# [OBJECTIVE]
Give back the full listing, character for character, with no pictures.
————————
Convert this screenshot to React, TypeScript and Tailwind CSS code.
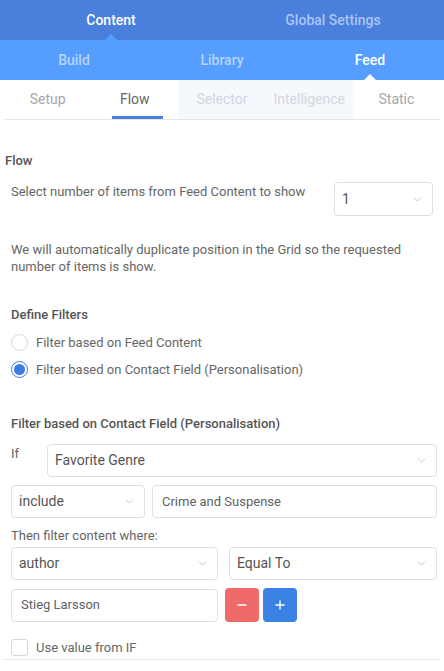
import { ChevronDown, Minus, Plus } from "lucide-react";

const font = { fontFamily: "Roboto, 'Liberation Sans', sans-serif" };

function Caret({ color }: { color: string }) {
	return (
		<span
			className={`absolute bottom-0 left-1/2 -translate-x-1/2 w-0 h-0 border-l-[6px] border-r-[6px] border-b-[6px] border-l-transparent border-r-transparent ${color}`}
		/>
	);
}

function SelectBox({ value, className }: { value: string; className?: string }) {
	return (
		<div
			className={`h-[33px] flex items-center justify-between border border-[#dcdfe6] rounded-[4px] pl-[7px] pr-[8px] text-[14px] text-[#555] bg-white ${className ?? ""}`}
		>
			<span>{value}</span>
			<ChevronDown className="w-[13px] h-[13px] text-[#b8bcc4]" strokeWidth={1.5} />
		</div>
	);
}

function InputBox({ value, className }: { value: string; className?: string }) {
	return (
		<div
			className={`h-[33px] flex items-center border border-[#dcdfe6] rounded-[4px] px-[9px] text-[13px] text-[#606266] bg-white ${className ?? ""}`}
		>
			{value}
		</div>
	);
}

export default function App() {
	const subTabs = [
		{ label: "Setup", state: "normal" },
		{ label: "Flow", state: "active" },
		{ label: "Selector", state: "disabled" },
		{ label: "Intelligence", state: "disabled" },
		{ label: "Static", state: "normal" },
	];

	return (
		<div className="w-[444px] h-[671px] bg-white overflow-hidden" style={font}>
			{/* Top tabs */}
			<div className="h-[40px] bg-[#4a7fdc] flex text-[14px]">
				<div className="relative flex-1 flex items-center justify-center text-white font-medium">
					Content
					<Caret color="border-b-[#559dff]" />
				</div>
				<div className="flex-1 flex items-center justify-center text-[#a9c6f5] font-medium">
					Global Settings
				</div>
			</div>

			{/* Second tabs */}
			<div className="h-[40px] bg-[#559dff] flex text-[14px] font-medium">
				<div className="flex-1 flex items-center justify-center text-[#b5d4fe]">Build</div>
				<div className="flex-1 flex items-center justify-center text-[#b5d4fe]">Library</div>
				<div className="relative flex-1 flex items-center justify-center text-white">
					Feed
					<Caret color="border-b-white" />
				</div>
			</div>

			{/* Third tabs */}
			<div className="px-1">
				<div className="h-[40px] flex border-b border-[#e6e6e6] text-[14px]">
					{subTabs.map((t) => (
						<div
							key={t.label}
							className={`relative flex-1 flex items-center justify-center ${
								t.state === "disabled"
									? "bg-[#f5f8fd] text-[#d3d6dc]"
									: t.state === "active"
									? "text-[#666]"
									: "text-[#a7a7a7]"
							}`}
						>
							{t.label}
							{t.state === "active" && (
								<span className="absolute bottom-0 left-[21px] w-[51px] h-[3px] bg-[#4a7fdc]" />
							)}
						</div>
					))}
				</div>
			</div>

			{/* Body */}
			<div className="px-[5px] pt-[32px] text-[13px] text-[#666]">
				<div className="font-medium text-[#555] leading-[18px]">Flow</div>

				<div className="pl-[6px] pr-[6px] mt-[12px] flex justify-between">
					<span className="pt-[1px] leading-[18px]">Select number of items from Feed Content to show</span>
					<SelectBox value="1" className="w-[99px] h-[34px]" />
				</div>

				<p className="pl-[6px] mt-[25px] leading-[17px]">
					We will automatically duplicate position in the Grid so the requested number of items is show.
				</p>

				<div className="pl-[6px] mt-[31px]">
					<div className="font-medium text-[#555] leading-[18px]">Define Filters</div>
					<div className="mt-[10px] flex flex-col gap-[10px]">
						<label className="flex items-center gap-[8px] leading-[17px]">
							<span className="w-[17px] h-[17px] rounded-full border border-[#d4d7dd] bg-white" />
							Filter based on Feed Content
						</label>
						<label className="flex items-center gap-[8px] leading-[17px]">
							<span className="w-[17px] h-[17px] rounded-full border-[1.5px] border-[#3a7ee4] flex items-center justify-center">
								<span className="w-[11px] h-[11px] rounded-full bg-[#3a7ee4]" />
							</span>
							Filter based on Contact Field (Personalisation)
						</label>
					</div>

					<div className="mt-[37px] font-medium text-[#555] leading-[18px]">
						Filter based on Contact Field (Personalisation)
					</div>

					<div className="mt-[11px] flex gap-[22px] pr-[2px]">
						<span className="pt-[1px] leading-[17px] w-[14px]">If</span>
						<SelectBox value="Favorite Genre" className="flex-1" />
					</div>

					<div className="mt-[8px] flex gap-[7px] pr-[2px]">
						<SelectBox value="include" className="w-[134px]" />
						<InputBox value="Crime and Suspense" className="flex-1" />
					</div>

					<div className="mt-[9px] leading-[17px]">Then filter content where:</div>

					<div className="mt-[3px] flex gap-[11px] pr-[2px]">
						<SelectBox value="author" className="w-[207px]" />
						<SelectBox value="Equal To" className="flex-1" />
					</div>

					<div className="mt-[8px] flex items-center">
						<InputBox value="Stieg Larsson" className="w-[207px]" />
						<button className="ml-[7px] w-[34px] h-[34px] rounded-[4px] bg-[#f06a6a] flex items-center justify-center text-white">
							<Minus className="w-[14px] h-[14px]" strokeWidth={2.5} />
						</button>
						<button className="ml-[4px] w-[34px] h-[34px] rounded-[4px] bg-[#3a82e4] flex items-center justify-center text-white">
							<Plus className="w-[14px] h-[14px]" strokeWidth={2.5} />
						</button>
					</div>

					<label className="mt-[17px] flex items-center gap-[8px] leading-[17px]">
						<span className="w-[17px] h-[17px] rounded-[3px] border border-[#d4d7dd] bg-white" />
						Use value from IF
					</label>
				</div>
			</div>
			<div className="mx-1 mt-[3px] border-b border-[#e6e6e6]" />
		</div>
	);
}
————————
# [RESULT OF THIS TASK]
Convert this screenshot to React, TypeScript and Tailwind CSS code.
import { ChevronDown, Minus, Plus } from "lucide-react";

const font = { fontFamily: "Roboto, 'Liberation Sans', sans-serif" };

function Caret({ color }: { color: string }) {
	return (
		<span
			className={`absolute bottom-0 left-1/2 -translate-x-1/2 w-0 h-0 border-l-[6px] border-r-[6px] border-b-[6px] border-l-transparent border-r-transparent ${color}`}
		/>
	);
}

function SelectBox({ value, className }: { value: string; className?: string }) {
	return (
		<div
			className={`h-[33px] flex items-center justify-between border border-[#dcdfe6] rounded-[4px] pl-[7px] pr-[8px] text-[14px] text-[#555] bg-white ${className ?? ""}`}
		>
			<span>{value}</span>
			<ChevronDown className="w-[13px] h-[13px] text-[#b8bcc4]" strokeWidth={1.5} />
		</div>
	);
}

function InputBox({ value, className }: { value: string; className?: string }) {
	return (
		<div
			className={`h-[33px] flex items-center border border-[#dcdfe6] rounded-[4px] px-[9px] text-[13px] text-[#606266] bg-white ${className ?? ""}`}
		>
			{value}
		</div>
	);
}

export default function App() {
	const subTabs = [
		{ label: "Setup", state: "normal" },
		{ label: "Flow", state: "active" },
		{ label: "Selector", state: "disabled" },
		{ label: "Intelligence", state: "disabled" },
		{ label: "Static", state: "normal" },
	];

	return (
		<div className="w-[444px] h-[671px] bg-white overflow-hidden" style={font}>
			{/* Top tabs */}
			<div className="h-[40px] bg-[#4a7fdc] flex text-[14px]">
				<div className="relative flex-1 flex items-center justify-center text-white font-medium">
					Content
					<Caret color="border-b-[#559dff]" />
				</div>
				<div className="flex-1 flex items-center justify-center text-[#a9c6f5] font-medium">
					Global Settings
				</div>
			</div>

			{/* Second tabs */}
			<div className="h-[40px] bg-[#559dff] flex text-[14px] font-medium">
				<div className="flex-1 flex items-center justify-center text-[#b5d4fe]">Build</div>
				<div className="flex-1 flex items-center justify-center text-[#b5d4fe]">Library</div>
				<div className="relative flex-1 flex items-center justify-center text-white">
					Feed
					<Caret color="border-b-white" />
				</div>
			</div>

			{/* Third tabs */}
			<div className="px-1">
				<div className="h-[40px] flex border-b border-[#e6e6e6] text-[14px]">
					{subTabs.map((t) => (
						<div
							key={t.label}
							className={`relative flex-1 flex items-center justify-center ${
								t.state === "disabled"
									? "bg-[#f5f8fd] text-[#d3d6dc]"
									: t.state === "active"
									? "text-[#666]"
									: "text-[#a7a7a7]"
							}`}
						>
							{t.label}
							{t.state === "active" && (
								<span className="absolute bottom-0 left-[21px] w-[51px] h-[3px] bg-[#4a7fdc]" />
							)}
						</div>
					))}
				</div>
			</div>

			{/* Body */}
			<div className="px-[5px] pt-[32px] text-[13px] text-[#666]">
				<div className="font-medium text-[#555] leading-[18px]">Flow</div>

				<div className="pl-[6px] pr-[6px] mt-[12px] flex justify-between">
					<span className="pt-[1px] leading-[18px]">Select number of items from Feed Content to show</span>
					<SelectBox value="1" className="w-[99px] h-[34px]" />
				</div>

				<p className="pl-[6px] mt-[25px] leading-[17px]">
					We will automatically duplicate position in the Grid so the requested number of items is show.
				</p>

				<div className="pl-[6px] mt-[31px]">
					<div className="font-medium text-[#555] leading-[18px]">Define Filters</div>
					<div className="mt-[10px] flex flex-col gap-[10px]">
						<label className="flex items-center gap-[8px] leading-[17px]">
							<span className="w-[17px] h-[17px] rounded-full border border-[#d4d7dd] bg-white" />
							Filter based on Feed Content
						</label>
						<label className="flex items-center gap-[8px] leading-[17px]">
							<span className="w-[17px] h-[17px] rounded-full border-[1.5px] border-[#3a7ee4] flex items-center justify-center">
								<span className="w-[11px] h-[11px] rounded-full bg-[#3a7ee4]" />
							</span>
							Filter based on Contact Field (Personalisation)
						</label>
					</div>

					<div className="mt-[37px] font-medium text-[#555] leading-[18px]">
						Filter based on Contact Field (Personalisation)
					</div>

					<div className="mt-[11px] flex gap-[22px] pr-[2px]">
						<span className="pt-[1px] leading-[17px] w-[14px]">If</span>
						<SelectBox value="Favorite Genre" className="flex-1" />
					</div>

					<div className="mt-[8px] flex gap-[7px] pr-[2px]">
						<SelectBox value="include" className="w-[134px]" />
						<InputBox value="Crime and Suspense" className="flex-1" />
					</div>

					<div className="mt-[9px] leading-[17px]">Then filter content where:</div>

					<div className="mt-[3px] flex gap-[11px] pr-[2px]">
						<SelectBox value="author" className="w-[207px]" />
						<SelectBox value="Equal To" className="flex-1" />
					</div>

					<div className="mt-[8px] flex items-center">
						<InputBox value="Stieg Larsson" className="w-[207px]" />
						<button className="ml-[7px] w-[34px] h-[34px] rounded-[4px] bg-[#f06a6a] flex items-center justify-center text-white">
							<Minus className="w-[14px] h-[14px]" strokeWidth={2.5} />
						</button>
						<button className="ml-[4px] w-[34px] h-[34px] rounded-[4px] bg-[#3a82e4] flex items-center justify-center text-white">
							<Plus className="w-[14px] h-[14px]" strokeWidth={2.5} />
						</button>
					</div>

					<label className="mt-[17px] flex items-center gap-[8px] leading-[17px]">
						<span className="w-[17px] h-[17px] rounded-[3px] border border-[#d4d7dd] bg-white" />
						Use value from IF
					</label>
				</div>
			</div>
			<div className="mx-1 mt-[3px] border-b border-[#e6e6e6]" />
		</div>
	);
}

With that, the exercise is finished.